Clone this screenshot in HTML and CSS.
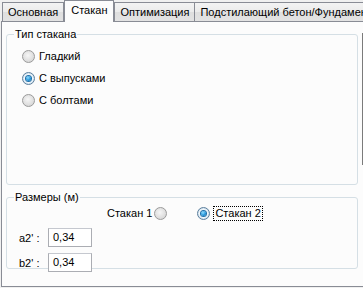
FILE: index.html
```html
<!doctype html>
<html>
<head>
  <title>Стакан</title>
  <link rel="stylesheet" href="styles.css">
</head>
<body>

<div class="tabs">
  <div class="tab">Основная</div>
  <div class="tab selected">Стакан</div>
  <div class="tab">Оптимизация</div>
  <div class="tab">Подстилающий бетон/Фундамент</div>
</div>

<div class="panel">
  <div class="groups">

    <!-- Тип стакана -->
    <fieldset class="group group-type">
      <legend>Тип стакана</legend>
      <div class="radio-list">
        <label class="radio-item"><span class="radio"></span>Гладкий</label>
        <label class="radio-item"><span class="radio checked"></span>С выпусками</label>
        <label class="radio-item"><span class="radio"></span>С болтами</label>
      </div>
    </fieldset>

    <!-- Размеры -->
    <fieldset class="group group-size">
      <legend>Размеры (м)</legend>
      <div class="cup-row">
        <label class="radio-item right">Стакан 1<span class="radio"></span></label>
        <label class="radio-item"><span class="radio checked"></span><span class="focus">Стакан 2</span></label>
      </div>
      <div class="field-row">
        <span class="field-label">a2' :</span>
        <span class="field-box">0,34</span>
      </div>
      <div class="field-row">
        <span class="field-label">b2' :</span>
        <span class="field-box">0,34</span>
      </div>
    </fieldset>

  </div>
  <div class="scroll-edge"></div>
</div>

</body>
</html>
```

FILE: styles.css
```css
body {
  margin: 0;
  padding-left: 1px;
  background: #f0f0f0;
  font-family: 'Liberation Sans', Arial, sans-serif;
  font-size: 11px;
  color: #000;
  overflow: hidden;
  width: 363px;
  height: 288px;
}

.tabs {
  display: flex;
  align-items: flex-end;
  height: 21px;
  padding-left: 1px;
}

.tab {
  height: 18px;
  line-height: 19px;
  padding: 0 5px;
  border: 1px solid #898c95;
  border-bottom: none;
  margin-right: -1px;
  background: linear-gradient(to bottom, #f3f3f3, #ebebeb 50%, #dedede 50%, #e3e3e3);
  white-space: nowrap;
}

.tab.selected {
  position: relative;
  z-index: 1;
  height: 21px;
  line-height: 18px;
  margin-bottom: -1px;
  margin-left: 1px;
  margin-right: 0;
  padding: 0 6px;
  background: #fcfcfc;
}

.panel {
  display: flex;
  width: 400px;
  height: 264px;
  border: 1px solid #898c95;
  background: #fcfcfc;
  padding-left: 4px;
  box-sizing: content-box;
}

.groups {
  width: 352px;
  display: flex;
  flex-direction: column;
}

.scroll-edge {
  width: 2px;
  height: 132px;
  margin-top: 11px;
  margin-left: 4px;
  background: #7b7b7b;
}

.group {
  margin: 0;
  border: 1px solid #d5dfe5;
  border-radius: 3px;
  padding: 0 0 0 7px;
}

.group legend {
  padding: 0 1px;
  line-height: 13px;
}

.group-type {
  margin-top: 6px;
  height: 155px;
}

.group-size {
  margin-top: 6px;
  height: 76px;
}

.radio-list {
  display: flex;
  flex-direction: column;
  gap: 9px;
  padding: 9px 0 0 8px;
}

.radio-item {
  display: flex;
  align-items: center;
  gap: 4px;
  height: 13px;
  line-height: 13px;
}

.radio-item.right {
  gap: 2px;
}

.radio {
  width: 11px;
  height: 11px;
  border: 1px solid #9a9a9a;
  border-radius: 50%;
  background: radial-gradient(circle at 45% 40%, #f6f6f6 0%, #e0e0e0 55%, #cfcfcf 100%);
  display: flex;
  align-items: center;
  justify-content: center;
  flex-shrink: 0;
}

.radio.checked {
  border-color: #5d7f9c;
  background: radial-gradient(circle, #ffffff 45%, #c7dcec 75%, #aac4da 100%);
}

.radio.checked::after {
  content: "";
  width: 5px;
  height: 5px;
  border-radius: 50%;
  background: radial-gradient(circle at 40% 35%, #8fdcff 0%, #1b8fd6 60%, #0c5e9d 100%);
  box-shadow: 0 0 0 1px #1f6fa8;
}

.focus {
  outline: 1px dotted #000;
  outline-offset: 0;
  padding: 0 1px;
}

.cup-row {
  display: flex;
  gap: 30px;
  padding: 3px 0 0 93px;
}

.field-row {
  display: flex;
  align-items: center;
  gap: 5px;
  padding-left: 5px;
  margin-top: 6px;
}

.cup-row + .field-row {
  margin-top: 8px;
}

.field-label {
  width: 24px;
  white-space: nowrap;
}

.field-box {
  width: 38px;
  height: 17px;
  line-height: 17px;
  padding-left: 4px;
  border: 1px solid #abadb3;
  border-top-color: #c5c8cf;
  background: #fff;
}
```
====
Reproduce every line of the material precisely, omitting its pictures.

Clone this screenshot in HTML and CSS.
FILE: index.html
```html
<!doctype html>
<html>
<head>
  <title>Стакан</title>
  <link rel="stylesheet" href="styles.css">
</head>
<body>

<div class="tabs">
  <div class="tab">Основная</div>
  <div class="tab selected">Стакан</div>
  <div class="tab">Оптимизация</div>
  <div class="tab">Подстилающий бетон/Фундамент</div>
</div>

<div class="panel">
  <div class="groups">

    <!-- Тип стакана -->
    <fieldset class="group group-type">
      <legend>Тип стакана</legend>
      <div class="radio-list">
        <label class="radio-item"><span class="radio"></span>Гладкий</label>
        <label class="radio-item"><span class="radio checked"></span>С выпусками</label>
        <label class="radio-item"><span class="radio"></span>С болтами</label>
      </div>
    </fieldset>

    <!-- Размеры -->
    <fieldset class="group group-size">
      <legend>Размеры (м)</legend>
      <div class="cup-row">
        <label class="radio-item right">Стакан 1<span class="radio"></span></label>
        <label class="radio-item"><span class="radio checked"></span><span class="focus">Стакан 2</span></label>
      </div>
      <div class="field-row">
        <span class="field-label">a2' :</span>
        <span class="field-box">0,34</span>
      </div>
      <div class="field-row">
        <span class="field-label">b2' :</span>
        <span class="field-box">0,34</span>
      </div>
    </fieldset>

  </div>
  <div class="scroll-edge"></div>
</div>

</body>
</html>
```

FILE: styles.css
```css
body {
  margin: 0;
  padding-left: 1px;
  background: #f0f0f0;
  font-family: 'Liberation Sans', Arial, sans-serif;
  font-size: 11px;
  color: #000;
  overflow: hidden;
  width: 363px;
  height: 288px;
}

.tabs {
  display: flex;
  align-items: flex-end;
  height: 21px;
  padding-left: 1px;
}

.tab {
  height: 18px;
  line-height: 19px;
  padding: 0 5px;
  border: 1px solid #898c95;
  border-bottom: none;
  margin-right: -1px;
  background: linear-gradient(to bottom, #f3f3f3, #ebebeb 50%, #dedede 50%, #e3e3e3);
  white-space: nowrap;
}

.tab.selected {
  position: relative;
  z-index: 1;
  height: 21px;
  line-height: 18px;
  margin-bottom: -1px;
  margin-left: 1px;
  margin-right: 0;
  padding: 0 6px;
  background: #fcfcfc;
}

.panel {
  display: flex;
  width: 400px;
  height: 264px;
  border: 1px solid #898c95;
  background: #fcfcfc;
  padding-left: 4px;
  box-sizing: content-box;
}

.groups {
  width: 352px;
  display: flex;
  flex-direction: column;
}

.scroll-edge {
  width: 2px;
  height: 132px;
  margin-top: 11px;
  margin-left: 4px;
  background: #7b7b7b;
}

.group {
  margin: 0;
  border: 1px solid #d5dfe5;
  border-radius: 3px;
  padding: 0 0 0 7px;
}

.group legend {
  padding: 0 1px;
  line-height: 13px;
}

.group-type {
  margin-top: 6px;
  height: 155px;
}

.group-size {
  margin-top: 6px;
  height: 76px;
}

.radio-list {
  display: flex;
  flex-direction: column;
  gap: 9px;
  padding: 9px 0 0 8px;
}

.radio-item {
  display: flex;
  align-items: center;
  gap: 4px;
  height: 13px;
  line-height: 13px;
}

.radio-item.right {
  gap: 2px;
}

.radio {
  width: 11px;
  height: 11px;
  border: 1px solid #9a9a9a;
  border-radius: 50%;
  background: radial-gradient(circle at 45% 40%, #f6f6f6 0%, #e0e0e0 55%, #cfcfcf 100%);
  display: flex;
  align-items: center;
  justify-content: center;
  flex-shrink: 0;
}

.radio.checked {
  border-color: #5d7f9c;
  background: radial-gradient(circle, #ffffff 45%, #c7dcec 75%, #aac4da 100%);
}

.radio.checked::after {
  content: "";
  width: 5px;
  height: 5px;
  border-radius: 50%;
  background: radial-gradient(circle at 40% 35%, #8fdcff 0%, #1b8fd6 60%, #0c5e9d 100%);
  box-shadow: 0 0 0 1px #1f6fa8;
}

.focus {
  outline: 1px dotted #000;
  outline-offset: 0;
  padding: 0 1px;
}

.cup-row {
  display: flex;
  gap: 30px;
  padding: 3px 0 0 93px;
}

.field-row {
  display: flex;
  align-items: center;
  gap: 5px;
  padding-left: 5px;
  margin-top: 6px;
}

.cup-row + .field-row {
  margin-top: 8px;
}

.field-label {
  width: 24px;
  white-space: nowrap;
}

.field-box {
  width: 38px;
  height: 17px;
  line-height: 17px;
  padding-left: 4px;
  border: 1px solid #abadb3;
  border-top-color: #c5c8cf;
  background: #fff;
}
```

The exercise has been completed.